### Instruction
Your task is to copy the listing exactly. Drop any pictures from the copy.

### Information shown
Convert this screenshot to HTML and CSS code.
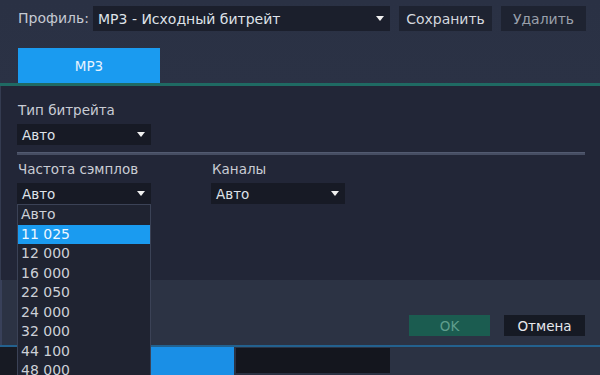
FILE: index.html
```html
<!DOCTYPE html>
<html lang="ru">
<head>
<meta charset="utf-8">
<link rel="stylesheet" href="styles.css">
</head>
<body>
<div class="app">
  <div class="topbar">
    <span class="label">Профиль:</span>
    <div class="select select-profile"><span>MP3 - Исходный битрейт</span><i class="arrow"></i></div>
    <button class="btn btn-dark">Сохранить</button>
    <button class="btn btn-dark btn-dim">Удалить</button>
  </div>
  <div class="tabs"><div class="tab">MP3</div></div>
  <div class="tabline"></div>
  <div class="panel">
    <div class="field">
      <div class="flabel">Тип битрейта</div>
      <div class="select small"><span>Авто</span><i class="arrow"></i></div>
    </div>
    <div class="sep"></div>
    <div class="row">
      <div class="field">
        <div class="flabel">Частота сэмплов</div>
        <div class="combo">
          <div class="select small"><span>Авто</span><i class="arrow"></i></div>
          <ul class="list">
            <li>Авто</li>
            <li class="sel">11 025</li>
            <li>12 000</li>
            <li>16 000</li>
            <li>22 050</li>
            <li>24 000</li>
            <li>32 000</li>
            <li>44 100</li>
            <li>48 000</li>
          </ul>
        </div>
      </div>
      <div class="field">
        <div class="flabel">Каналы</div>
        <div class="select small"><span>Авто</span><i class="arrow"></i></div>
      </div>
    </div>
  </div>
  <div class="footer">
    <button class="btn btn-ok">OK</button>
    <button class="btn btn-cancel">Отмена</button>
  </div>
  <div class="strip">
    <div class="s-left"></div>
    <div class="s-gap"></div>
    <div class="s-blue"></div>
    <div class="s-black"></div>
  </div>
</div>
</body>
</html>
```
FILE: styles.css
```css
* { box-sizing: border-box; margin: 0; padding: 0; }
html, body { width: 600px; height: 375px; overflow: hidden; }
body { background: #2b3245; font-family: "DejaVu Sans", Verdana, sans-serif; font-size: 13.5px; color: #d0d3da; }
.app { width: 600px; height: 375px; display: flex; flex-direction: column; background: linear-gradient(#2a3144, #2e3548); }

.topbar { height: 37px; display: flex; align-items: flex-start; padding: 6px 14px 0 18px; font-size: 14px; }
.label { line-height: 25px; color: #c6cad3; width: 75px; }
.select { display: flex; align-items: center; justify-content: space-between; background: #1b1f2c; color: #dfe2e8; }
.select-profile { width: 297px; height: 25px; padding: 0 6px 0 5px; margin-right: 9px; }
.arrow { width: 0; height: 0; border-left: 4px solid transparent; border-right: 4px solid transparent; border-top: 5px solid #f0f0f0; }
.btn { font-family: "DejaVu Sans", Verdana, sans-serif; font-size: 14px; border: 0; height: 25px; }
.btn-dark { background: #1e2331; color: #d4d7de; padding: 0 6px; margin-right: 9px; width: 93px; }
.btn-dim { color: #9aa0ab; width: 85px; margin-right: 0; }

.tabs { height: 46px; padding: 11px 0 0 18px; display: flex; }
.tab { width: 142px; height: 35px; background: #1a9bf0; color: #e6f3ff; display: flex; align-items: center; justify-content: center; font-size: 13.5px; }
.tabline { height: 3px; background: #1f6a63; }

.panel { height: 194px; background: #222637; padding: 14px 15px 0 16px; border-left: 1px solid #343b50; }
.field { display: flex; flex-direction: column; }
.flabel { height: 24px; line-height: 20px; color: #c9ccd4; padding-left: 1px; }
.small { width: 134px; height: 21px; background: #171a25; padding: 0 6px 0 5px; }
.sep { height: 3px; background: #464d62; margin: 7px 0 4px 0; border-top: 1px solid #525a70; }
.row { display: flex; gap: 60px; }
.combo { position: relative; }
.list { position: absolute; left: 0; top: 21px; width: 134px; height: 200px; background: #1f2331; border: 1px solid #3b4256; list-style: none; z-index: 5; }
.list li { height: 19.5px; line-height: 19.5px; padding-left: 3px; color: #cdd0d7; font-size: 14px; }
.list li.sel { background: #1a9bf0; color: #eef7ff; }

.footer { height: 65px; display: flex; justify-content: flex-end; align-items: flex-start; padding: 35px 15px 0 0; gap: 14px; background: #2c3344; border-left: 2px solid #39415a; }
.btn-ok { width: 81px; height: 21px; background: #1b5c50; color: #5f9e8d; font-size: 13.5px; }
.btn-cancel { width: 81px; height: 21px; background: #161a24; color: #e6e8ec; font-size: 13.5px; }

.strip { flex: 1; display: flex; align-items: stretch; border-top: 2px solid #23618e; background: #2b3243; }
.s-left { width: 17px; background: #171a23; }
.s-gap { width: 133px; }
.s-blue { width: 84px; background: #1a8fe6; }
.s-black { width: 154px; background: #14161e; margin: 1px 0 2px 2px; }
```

### Solution
Convert this screenshot to HTML and CSS code.
FILE: index.html
```html
<!DOCTYPE html>
<html lang="ru">
<head>
<meta charset="utf-8">
<link rel="stylesheet" href="styles.css">
</head>
<body>
<div class="app">
  <div class="topbar">
    <span class="label">Профиль:</span>
    <div class="select select-profile"><span>MP3 - Исходный битрейт</span><i class="arrow"></i></div>
    <button class="btn btn-dark">Сохранить</button>
    <button class="btn btn-dark btn-dim">Удалить</button>
  </div>
  <div class="tabs"><div class="tab">MP3</div></div>
  <div class="tabline"></div>
  <div class="panel">
    <div class="field">
      <div class="flabel">Тип битрейта</div>
      <div class="select small"><span>Авто</span><i class="arrow"></i></div>
    </div>
    <div class="sep"></div>
    <div class="row">
      <div class="field">
        <div class="flabel">Частота сэмплов</div>
        <div class="combo">
          <div class="select small"><span>Авто</span><i class="arrow"></i></div>
          <ul class="list">
            <li>Авто</li>
            <li class="sel">11 025</li>
            <li>12 000</li>
            <li>16 000</li>
            <li>22 050</li>
            <li>24 000</li>
            <li>32 000</li>
            <li>44 100</li>
            <li>48 000</li>
          </ul>
        </div>
      </div>
      <div class="field">
        <div class="flabel">Каналы</div>
        <div class="select small"><span>Авто</span><i class="arrow"></i></div>
      </div>
    </div>
  </div>
  <div class="footer">
    <button class="btn btn-ok">OK</button>
    <button class="btn btn-cancel">Отмена</button>
  </div>
  <div class="strip">
    <div class="s-left"></div>
    <div class="s-gap"></div>
    <div class="s-blue"></div>
    <div class="s-black"></div>
  </div>
</div>
</body>
</html>
```
FILE: styles.css
```css
* { box-sizing: border-box; margin: 0; padding: 0; }
html, body { width: 600px; height: 375px; overflow: hidden; }
body { background: #2b3245; font-family: "DejaVu Sans", Verdana, sans-serif; font-size: 13.5px; color: #d0d3da; }
.app { width: 600px; height: 375px; display: flex; flex-direction: column; background: linear-gradient(#2a3144, #2e3548); }

.topbar { height: 37px; display: flex; align-items: flex-start; padding: 6px 14px 0 18px; font-size: 14px; }
.label { line-height: 25px; color: #c6cad3; width: 75px; }
.select { display: flex; align-items: center; justify-content: space-between; background: #1b1f2c; color: #dfe2e8; }
.select-profile { width: 297px; height: 25px; padding: 0 6px 0 5px; margin-right: 9px; }
.arrow { width: 0; height: 0; border-left: 4px solid transparent; border-right: 4px solid transparent; border-top: 5px solid #f0f0f0; }
.btn { font-family: "DejaVu Sans", Verdana, sans-serif; font-size: 14px; border: 0; height: 25px; }
.btn-dark { background: #1e2331; color: #d4d7de; padding: 0 6px; margin-right: 9px; width: 93px; }
.btn-dim { color: #9aa0ab; width: 85px; margin-right: 0; }

.tabs { height: 46px; padding: 11px 0 0 18px; display: flex; }
.tab { width: 142px; height: 35px; background: #1a9bf0; color: #e6f3ff; display: flex; align-items: center; justify-content: center; font-size: 13.5px; }
.tabline { height: 3px; background: #1f6a63; }

.panel { height: 194px; background: #222637; padding: 14px 15px 0 16px; border-left: 1px solid #343b50; }
.field { display: flex; flex-direction: column; }
.flabel { height: 24px; line-height: 20px; color: #c9ccd4; padding-left: 1px; }
.small { width: 134px; height: 21px; background: #171a25; padding: 0 6px 0 5px; }
.sep { height: 3px; background: #464d62; margin: 7px 0 4px 0; border-top: 1px solid #525a70; }
.row { display: flex; gap: 60px; }
.combo { position: relative; }
.list { position: absolute; left: 0; top: 21px; width: 134px; height: 200px; background: #1f2331; border: 1px solid #3b4256; list-style: none; z-index: 5; }
.list li { height: 19.5px; line-height: 19.5px; padding-left: 3px; color: #cdd0d7; font-size: 14px; }
.list li.sel { background: #1a9bf0; color: #eef7ff; }

.footer { height: 65px; display: flex; justify-content: flex-end; align-items: flex-start; padding: 35px 15px 0 0; gap: 14px; background: #2c3344; border-left: 2px solid #39415a; }
.btn-ok { width: 81px; height: 21px; background: #1b5c50; color: #5f9e8d; font-size: 13.5px; }
.btn-cancel { width: 81px; height: 21px; background: #161a24; color: #e6e8ec; font-size: 13.5px; }

.strip { flex: 1; display: flex; align-items: stretch; border-top: 2px solid #23618e; background: #2b3243; }
.s-left { width: 17px; background: #171a23; }
.s-gap { width: 133px; }
.s-blue { width: 84px; background: #1a8fe6; }
.s-black { width: 154px; background: #14161e; margin: 1px 0 2px 2px; }
```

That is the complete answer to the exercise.